Allora, visto le 7volte su 10 in cui la discussione degenera, visto che questa difficoltà non la provo solo io, ma è un ostacolo in cui inciampano un sacco di tecnici e ottimi divulgatori, forse il problema si deve, se non risolvere, perlomeno affrontare alla base: dobbiamo ammettere che non siamo noi i padroni del racconto. Lo storytelling lo fanno, appunto, quei cittadini che incontriamo durante l’apericena e ci dicono che loro sostengono il bio e il biodinamico e che il corno letame comunque ha valore perché affonda le radici in chissà quale tradizione.
E quando qualcuno detiene il primato dello storytelling poi vagli a spiegare l’assurdità della pratica esoterica, vagli a spiegare che ormai è difficile pure trovare le corna di vacca, perché quelli, forti dello storytelling, risponderanno: male non fa, quindi perché non provare?Sottintendendo che l’agricoltura convenzionale, ecco, quello, è il problema.
Riusciremo a prendere in mano il nostro destino?
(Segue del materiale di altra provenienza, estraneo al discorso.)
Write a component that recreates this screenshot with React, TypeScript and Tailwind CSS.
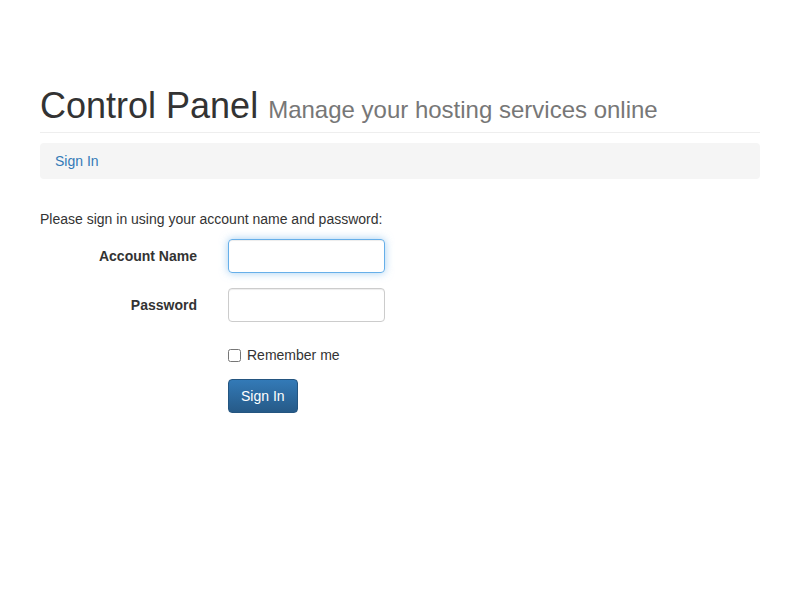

Ovvero il filo della narrazione per spiegare che il bio è dinamico, nell’accezione di cui sopra, se e solo se è figlio della ricerca scientifica e sperimenta e sottopone al vaglio della comunità scientifica i risultati in campo, altrimenti si infogna nella palude delle euristiche, che sì, sono efficaci ma spesso risultato statiche.
Ci riusciremo? Preventivamente, però. Per non arrivare esausti (e coraggiosamente) a convincere i parlamentari che magari alcuni di loro sono tra i primi a dire: vabbè male non fa. Ci riusciremo? Anche per non arrivare litigiosi o sotto sedativi all’apericena.